THE TASK
Single out the lines that include the word "styled". Copy them.

RECORDS FOR THE TASK
-- begin --
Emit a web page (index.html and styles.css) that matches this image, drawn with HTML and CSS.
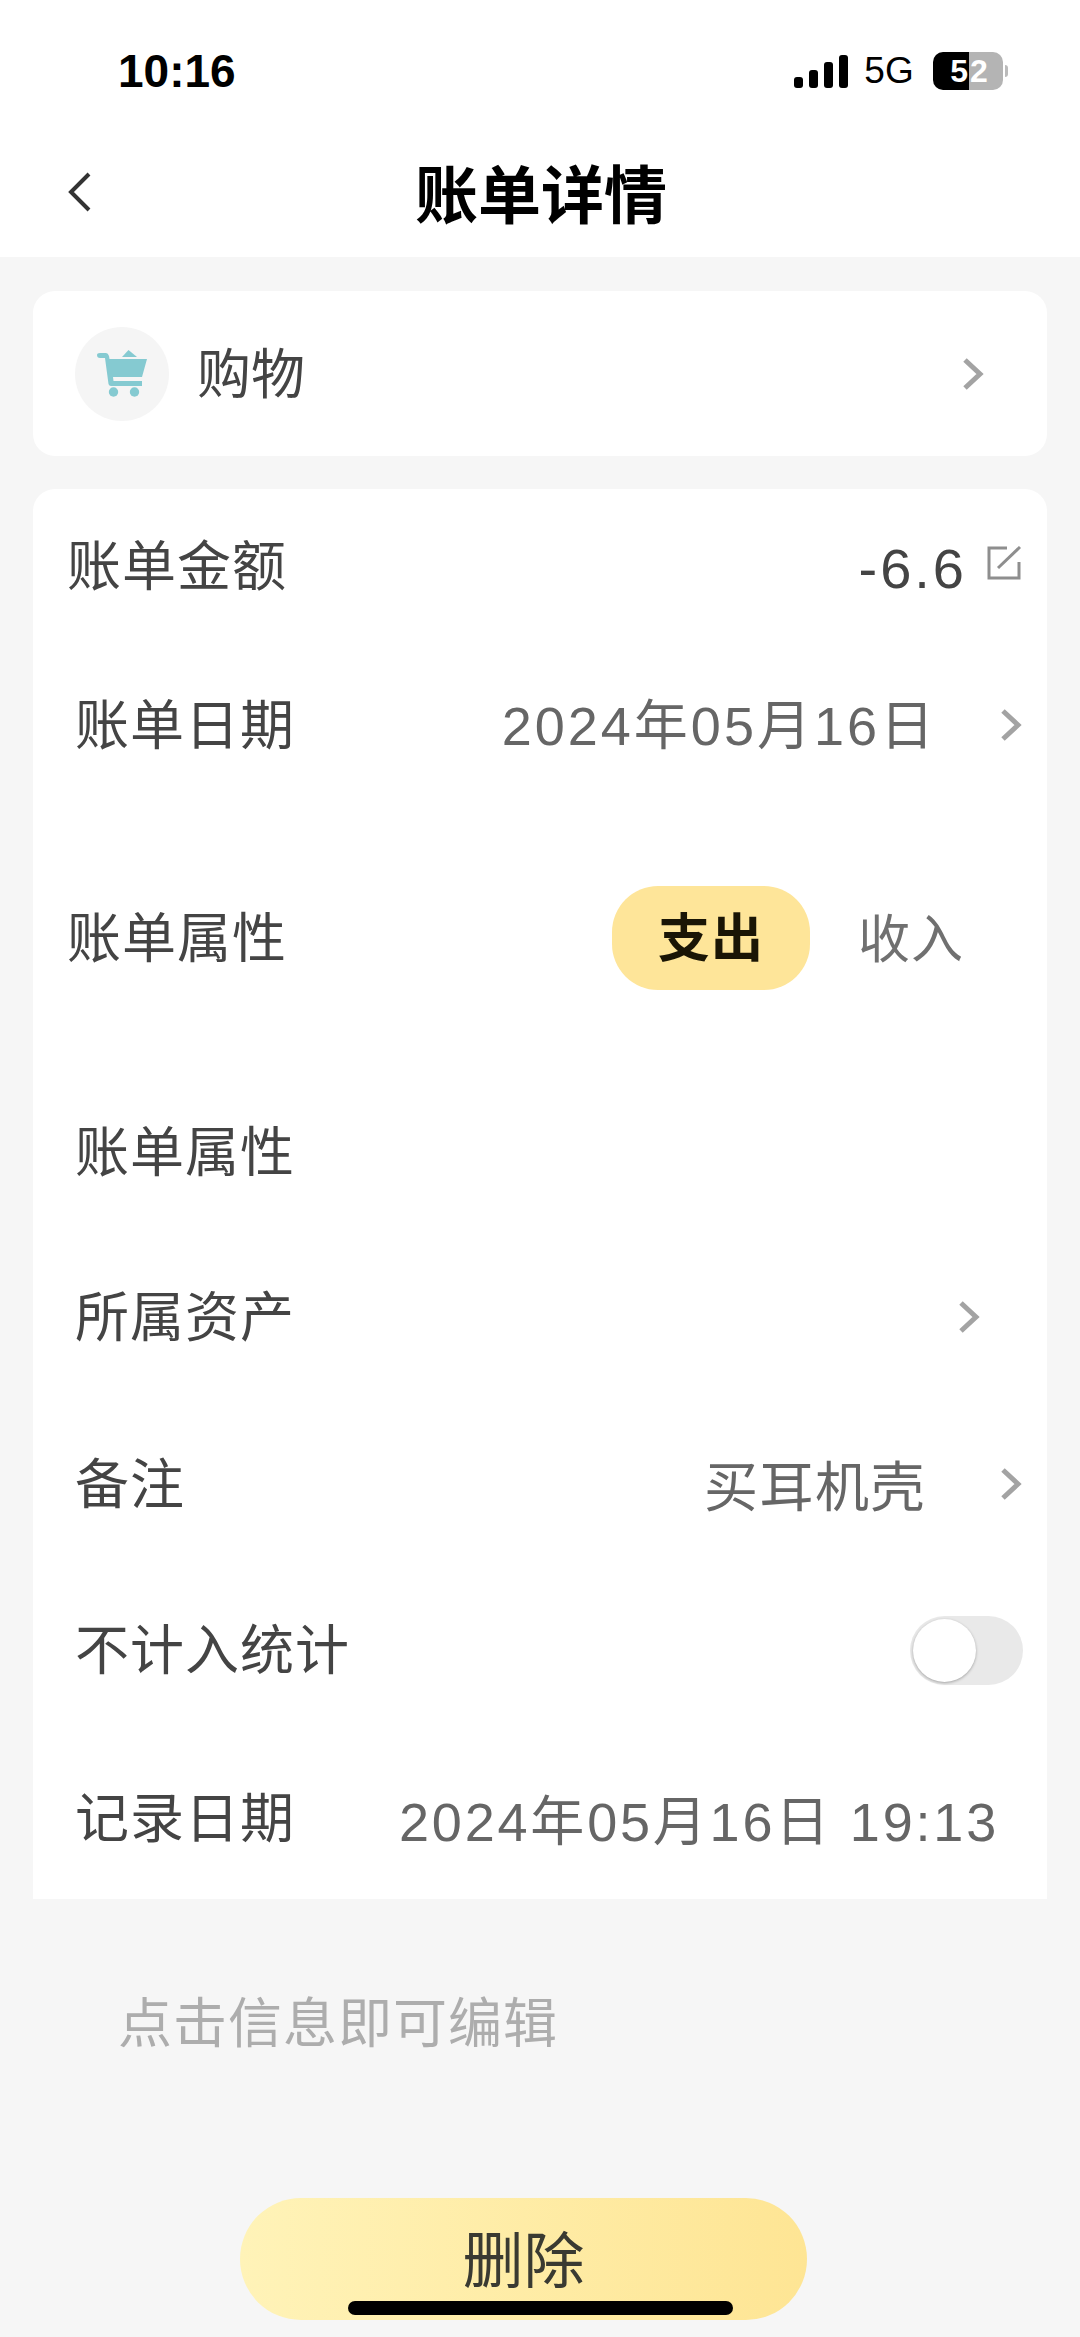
-- end --
-- begin --
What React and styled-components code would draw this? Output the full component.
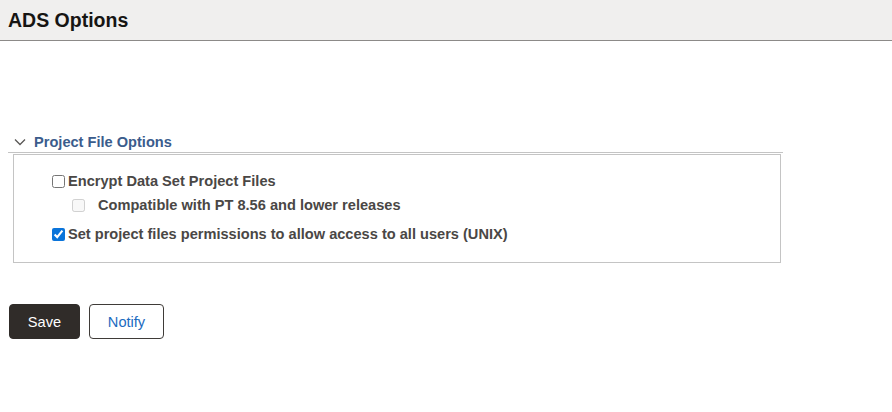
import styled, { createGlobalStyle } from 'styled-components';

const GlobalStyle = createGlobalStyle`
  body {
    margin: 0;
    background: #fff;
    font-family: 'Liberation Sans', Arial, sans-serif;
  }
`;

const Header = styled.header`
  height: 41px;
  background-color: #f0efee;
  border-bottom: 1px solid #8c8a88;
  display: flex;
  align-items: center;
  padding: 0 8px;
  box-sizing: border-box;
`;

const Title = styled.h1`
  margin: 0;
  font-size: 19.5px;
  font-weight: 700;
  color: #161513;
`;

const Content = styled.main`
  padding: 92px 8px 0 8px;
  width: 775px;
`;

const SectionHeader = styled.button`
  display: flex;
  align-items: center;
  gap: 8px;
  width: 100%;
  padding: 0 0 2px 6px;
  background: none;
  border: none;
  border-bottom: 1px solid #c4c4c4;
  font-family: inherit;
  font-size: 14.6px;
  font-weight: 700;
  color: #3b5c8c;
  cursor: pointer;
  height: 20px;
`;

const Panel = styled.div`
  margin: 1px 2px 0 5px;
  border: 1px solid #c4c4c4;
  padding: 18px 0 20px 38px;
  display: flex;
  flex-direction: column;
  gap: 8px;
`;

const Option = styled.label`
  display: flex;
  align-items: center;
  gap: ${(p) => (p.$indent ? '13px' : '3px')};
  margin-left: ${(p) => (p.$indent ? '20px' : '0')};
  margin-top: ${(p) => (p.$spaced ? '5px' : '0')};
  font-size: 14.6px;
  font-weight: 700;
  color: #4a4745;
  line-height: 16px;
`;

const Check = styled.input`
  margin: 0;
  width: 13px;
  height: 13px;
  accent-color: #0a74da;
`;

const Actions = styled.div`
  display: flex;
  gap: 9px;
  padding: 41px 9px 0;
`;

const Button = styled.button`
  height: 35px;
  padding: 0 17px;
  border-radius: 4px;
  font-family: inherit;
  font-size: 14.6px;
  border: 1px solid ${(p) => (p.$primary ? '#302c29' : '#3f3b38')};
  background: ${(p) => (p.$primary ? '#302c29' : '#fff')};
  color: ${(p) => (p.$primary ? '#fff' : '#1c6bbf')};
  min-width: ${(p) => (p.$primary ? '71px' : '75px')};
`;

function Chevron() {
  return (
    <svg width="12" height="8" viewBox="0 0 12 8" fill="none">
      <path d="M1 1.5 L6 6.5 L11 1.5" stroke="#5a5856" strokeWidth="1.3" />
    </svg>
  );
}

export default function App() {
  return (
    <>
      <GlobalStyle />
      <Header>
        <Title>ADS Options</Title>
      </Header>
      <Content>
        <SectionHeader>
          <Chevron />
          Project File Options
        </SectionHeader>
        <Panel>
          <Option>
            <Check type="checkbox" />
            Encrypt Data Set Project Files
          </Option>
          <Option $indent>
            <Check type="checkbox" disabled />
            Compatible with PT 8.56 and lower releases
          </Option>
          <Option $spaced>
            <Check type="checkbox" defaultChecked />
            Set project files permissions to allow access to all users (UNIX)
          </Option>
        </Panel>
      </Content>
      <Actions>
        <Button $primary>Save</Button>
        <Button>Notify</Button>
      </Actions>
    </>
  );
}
-- end --
EXERCISE SOLUTION
What React and styled-components code would draw this? Output the full component.
import styled, { createGlobalStyle } from 'styled-components';
const Header = styled.header`
const Title = styled.h1`
const Content = styled.main`
const SectionHeader = styled.button`
const Panel = styled.div`
const Option = styled.label`
const Check = styled.input`
const Actions = styled.div`
const Button = styled.button`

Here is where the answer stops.